Add to bibliography:
John Newman “JFK and Vietnam” (an absolutely essential volume and real game changer in terms of how you will think about Kennedy and the war and the JCS and how LBJ changed things.) Probably the most important book about Vietnam
Michael Herr “Dispatches” beyond essential and the best book about the troops
John Hellmann “American Myth and the Legacy of Vietnam”
Norman Mailer “Why Are We in Vietnam’’ and “Armies of the Night”
Tim O’Brien’s ‘’Going after Cacciato” and “If I Die in a Combat Zone Box Me Up and Send Me Home”
Gloria Emerson “Winners and Losers”
John Laurence “The Cat from Hue”
Ron Kovic “Born on the Fourth of July”
Karl Marlantes “Matterhorn”
John Sack “M”
Alfred McCoy “The Politics of Heroin in Southeast Asia”
Peter Dale Scott “The Kennedy Assassination and the Vietnam War”
Thanks for the suggestions: I have to look over (preferably read) titles before I add them and please bear in mind this is not meant to be anything near exhaustive so I’m sure there’s lots of titles others would like to see added. I’ll look these over before the next updating of the compilation. And the Laurence book is in fact included.
Missed it sorry
Great post.
I wonder how much our “civic religion” impairs our nation’s ability to understand the ruthlessness and violence of the American way of war. Even today during the “global war of terror,” the media transmits messages from our leaders that our ordinance is dropped with incredible precision, and we, as a nation don’t target civilians.
The culture is even more militarized now as when I was young. Just check out the Opening Day festivities in baseball and note the veterans being honored, military flybys, etc. It is always three veterans on the ice during the national anthem before Chicago Blackhawks’ games never three teachers or firemen.
We as a profession, are also guilty. Take a close look at the textbooks used in your freshman U.S. survey course and examine the passages concerning our nation’s wars with the various indigenous tribes throughout our history and see how they are whitewashed. One could substitute “Indians,” for “Vietnamese” in this post and the essay would be valid.”
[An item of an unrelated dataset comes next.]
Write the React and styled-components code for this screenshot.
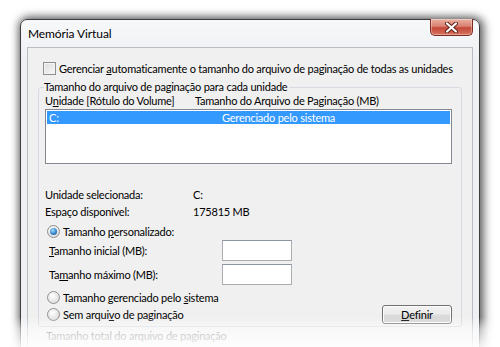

these words spoken by Hermann Goeriing at the Nuremberg trials, I think hold particular resonance for your comment:
“Naturally the common people don’t want war; neither in Russia, nor in England, nor in America, nor in Germany. That is understood. But after all, it is the leaders of the country who determine policy, and it is always a simple matter to drag the people along, whether it is a democracy, or a fascist dictatorship, or a parliament, or a communist dictatorship. Voice or no voice, the people can always be brought to the bidding of the leaders. That is easy. All you have to do is to tell them they are being attacked, and denounce the pacifists for lack of patriotism and exposing the country to danger. It works the same in any country.”
I recommend reading Journalist Uwe Siemon-Netto’s book Triumph of the Absurd. His look at the Vietnam war and how it affected the people is a very poignant look at the lives touched by the war. 1517legacy.com is his site, great read.